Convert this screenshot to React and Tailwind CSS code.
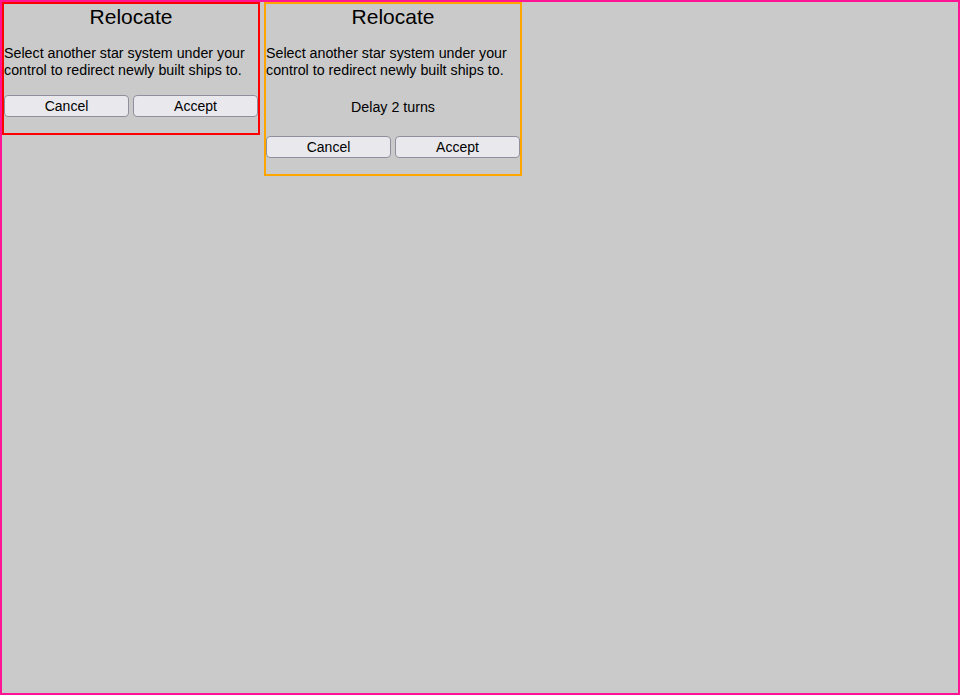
export default function App() {
  const font = { fontFamily: '"Liberation Sans", Arial, sans-serif' };
  const Btn = ({ children }) => (
    <button className="w-[125px] h-[22px] bg-[#e9e9ed] border border-[#8f8f9d] rounded-[4px] text-[14px] text-black leading-none">
      {children}
    </button>
  );
  const Panel = ({ color, delay }) => (
    <div className={`w-[258px] border-2 ${color} pb-[16px]`}>
      <div className="pt-[1px] text-center text-[21px] leading-[24px] text-black">Relocate</div>
      <div className="mt-[16px] text-[14.25px] leading-[17px] text-black">
        Select another star system under your control to redirect newly built ships to.
      </div>
      {delay && (
        <div className="mt-[20px] text-center text-[14.25px] leading-[17px] text-black">Delay 2 turns</div>
      )}
      <div className={`${delay ? "mt-[20px]" : "mt-[16px]"} flex gap-[4px]`}>
        <Btn>Cancel</Btn>
        <Btn>Accept</Btn>
      </div>
    </div>
  );
  return (
    <div style={font} className="w-[960px] h-[695px] bg-[#cacaca] border-2 border-[#ff1493] box-border overflow-hidden">
      <div className="flex items-start gap-[4px]">
        <Panel color="border-[#ff0000]" />
        <Panel color="border-[#ffa500]" delay />
      </div>
    </div>
  );
}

+ + +

_YOUR TASK_: Copy each line in full and exactly, omitting any picture.

_PROBLEM SOLUTION_:
Convert this screenshot to React and Tailwind CSS code.
export default function App() {
  const font = { fontFamily: '"Liberation Sans", Arial, sans-serif' };
  const Btn = ({ children }) => (
    <button className="w-[125px] h-[22px] bg-[#e9e9ed] border border-[#8f8f9d] rounded-[4px] text-[14px] text-black leading-none">
      {children}
    </button>
  );
  const Panel = ({ color, delay }) => (
    <div className={`w-[258px] border-2 ${color} pb-[16px]`}>
      <div className="pt-[1px] text-center text-[21px] leading-[24px] text-black">Relocate</div>
      <div className="mt-[16px] text-[14.25px] leading-[17px] text-black">
        Select another star system under your control to redirect newly built ships to.
      </div>
      {delay && (
        <div className="mt-[20px] text-center text-[14.25px] leading-[17px] text-black">Delay 2 turns</div>
      )}
      <div className={`${delay ? "mt-[20px]" : "mt-[16px]"} flex gap-[4px]`}>
        <Btn>Cancel</Btn>
        <Btn>Accept</Btn>
      </div>
    </div>
  );
  return (
    <div style={font} className="w-[960px] h-[695px] bg-[#cacaca] border-2 border-[#ff1493] box-border overflow-hidden">
      <div className="flex items-start gap-[4px]">
        <Panel color="border-[#ff0000]" />
        <Panel color="border-[#ffa500]" delay />
      </div>
    </div>
  );
}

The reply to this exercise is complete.